PROVIDENCE, R.I. [Brown University] — The Rhode Island Science and Technology Advisory Council (STAC) announced funding today for six new research projects aimed at understanding the effects of climate and ecological change in Narragansett Bay. Faculty members and researchers from Brown will be involved in three of those funded projects.

Baylor Fox-Kemper, assistant professor of Earth, environmental and planetary sciences, will work with a multidisciplinary team to develop two new computer models of Rhode Island’s coastal waters. Previous models have captured separate parts of the state’s coastal waters. Under the grant, Fox-Kemper and his colleagues will bring those separate pieces together into one large supercomputer simulation, dubbed the Ocean State Ocean Model (OSOM). A second model, the first of its kind, will build off of the OSOM to create extremely high-resolution simulations of smaller portions of the coastal system.
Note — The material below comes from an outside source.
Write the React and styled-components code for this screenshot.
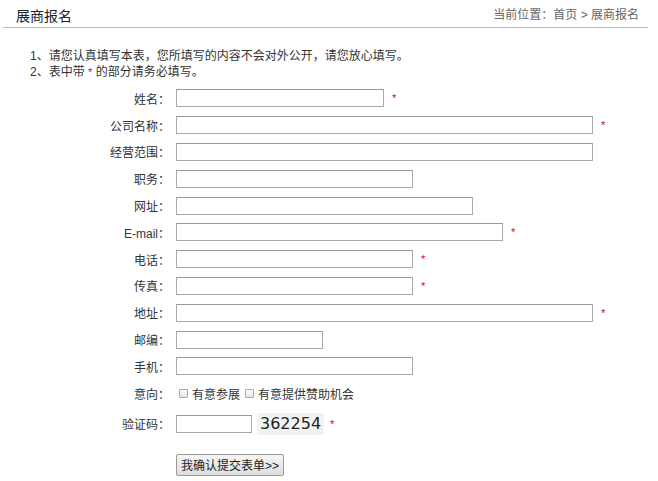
import styled, { createGlobalStyle } from "styled-components";

const GlobalStyle = createGlobalStyle`
  body {
    margin: 0;
    background: #fff;
    font-family: "Liberation Sans", "Noto Sans CJK SC", sans-serif;
    font-size: 12px;
    color: #333;
  }
`;

const fields = [
  { label: "姓名：", width: 208, required: true },
  { label: "公司名称：", width: 417, required: true },
  { label: "经营范围：", width: 417 },
  { label: "职务：", width: 237 },
  { label: "网址：", width: 297 },
  { label: "E-mail：", width: 327, required: true },
  { label: "电话：", width: 237, required: true },
  { label: "传真：", width: 237, required: true },
  { label: "地址：", width: 417, required: true },
  { label: "邮编：", width: 147 },
  { label: "手机：", width: 237 },
];

export default function App() {
  return (
    <>
      <GlobalStyle />
      <Page>
        <TitleBar>
          <Title>展商报名</Title>
          <Crumbs>当前位置：首页 &gt; 展商报名</Crumbs>
        </TitleBar>

        <Notes>
          <p>1、请您认真填写本表，您所填写的内容不会对外公开，请您放心填写。</p>
          <p>
            2、表中带 <Star $gap={0}>*</Star> 的部分请务必填写。
          </p>
        </Notes>

        <Form>
          {fields.map((f) => (
            <Row key={f.label}>
              <Label>{f.label}</Label>
              <Field>
                <TextBox type="text" $w={f.width} />
                {f.required && <Star>*</Star>}
              </Field>
            </Row>
          ))}

          <Row>
            <Label>意向：</Label>
            <Field>
              <Check>
                <CheckBox type="checkbox" />
                有意参展
              </Check>
              <Check>
                <CheckBox type="checkbox" />
                有意提供赞助机会
              </Check>
            </Field>
          </Row>

          <Row $tall>
            <Label>验证码：</Label>
            <Field>
              <TextBox type="text" $w={76} />
              <Captcha>362254</Captcha>
              <Star $gap={6}>*</Star>
            </Field>
          </Row>

          <ButtonRow>
            <Submit type="button">我确认提交表单&gt;&gt;</Submit>
          </ButtonRow>
        </Form>
      </Page>
    </>
  );
}

const Page = styled.div`
  width: 658px;
  padding: 0 10px 0 3px;
  box-sizing: border-box;
`;

const TitleBar = styled.div`
  height: 28px;
  display: flex;
  align-items: center;
  justify-content: space-between;
  border-bottom: 1px solid #bbb;
  padding: 0 9px 0 13px;
  box-sizing: border-box;
`;

const Title = styled.h1`
  margin: 0;
  font-size: 14px;
  font-weight: normal;
  color: #222;
  position: relative;
  top: 1px;
`;

const Crumbs = styled.span`
  color: #666;
  font-size: 12px;
`;

const Notes = styled.div`
  padding: 20px 0 0 27px;

  p {
    margin: 0;
    line-height: 16px;
  }
`;

const Star = styled.span`
  color: #d0021b;
  font-size: 11px;
  margin-left: ${(p) => (p.$gap ?? 8)}px;
`;

const Form = styled.div`
  margin-top: 5px;
`;

const Row = styled.div`
  display: grid;
  grid-template-columns: 173px 1fr;
  align-items: center;
  height: ${(p) => (p.$tall ? "34px" : "26.8px")};
`;

const Label = styled.label`
  text-align: right;
  padding-right: 6px;
`;

const Field = styled.div`
  display: flex;
  align-items: center;
`;

const TextBox = styled.input`
  width: ${(p) => p.$w}px;
  height: 18px;
  box-sizing: border-box;
  margin: 0;
  padding: 0 3px;
  border: 1px solid #a9a9a9;
  border-top-color: #999;
  background: #fff;
  font: inherit;
`;

const Check = styled.label`
  display: flex;
  align-items: center;
  margin-left: 3px;
  margin-right: 2px;
`;

const CheckBox = styled.input`
  appearance: none;
  width: 9px;
  height: 9px;
  margin: 0 4px 0 0;
  border: 1px solid #aaa;
  background: linear-gradient(#fcfcfc, #e6e6e6);
  border-radius: 1px;
`;

const Captcha = styled.span`
  margin-left: 5px;
  padding: 1px 3px;
  background: #f2f2f2;
  font-family: "DejaVu Sans", Verdana, sans-serif;
  font-size: 16px;
  color: #222;
  line-height: 20px;
`;

const ButtonRow = styled.div`
  padding: 13px 0 0 173px;
`;

const Submit = styled.button`
  height: 22px;
  padding: 0 4px;
  border: 1px solid #999;
  border-radius: 2px;
  background: linear-gradient(#f6f6f6, #dedede);
  font: inherit;
  color: #222;
  cursor: pointer;
`;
The researchers hope the two models will help assess the effects of climate change on coastal waters, as well as aid in infrastructure planning, tracking of toxic spills, and fisheries management.

Fox-Kemper will work with Lewis Rothstein, Christopher Kincaid, and David Ullman from the University of Rhode Island Graduate School of Oceanography and with Dale Leavitt and David Taylor from Roger Williams University.

Warren Prell and David Murray from the Department of Earth, Environmental and Planetary Sciences will be part of a team that will use diatoms, a group of algae species, to measure changes in coastal ecosystems. By studying the changes in the composition of diatom communities, the group hopes monitor biogeochemical responses to climate and other ecosystem changes. Prell and Murray will work with Rebecca Robinson, Edward Durbin, and Tatiana Rynearson from URI.

James Clifton, assistant professor of medical science, will work with a group studying proteins in a common species of marine invertebrates. The group hopes to determine if the species is adapting to ecological stress over the course of a single generation or if adaptation is taking place through genetic change over multiple generations. Clifton will work with Steven Irvine and Niall Howlett from URI and with Thomas Meedel of Rhode Island College.

The awards were announced today by Gov. Gina Raimondo during an event at URI’s Narragansett Bay Campus.

The STAC grants are part of the state’s match for the Rhode Island Experimental Program to Stimulate Competitive Research (EPSCoR), a five-year, $20-million program grant from the National Science Foundation.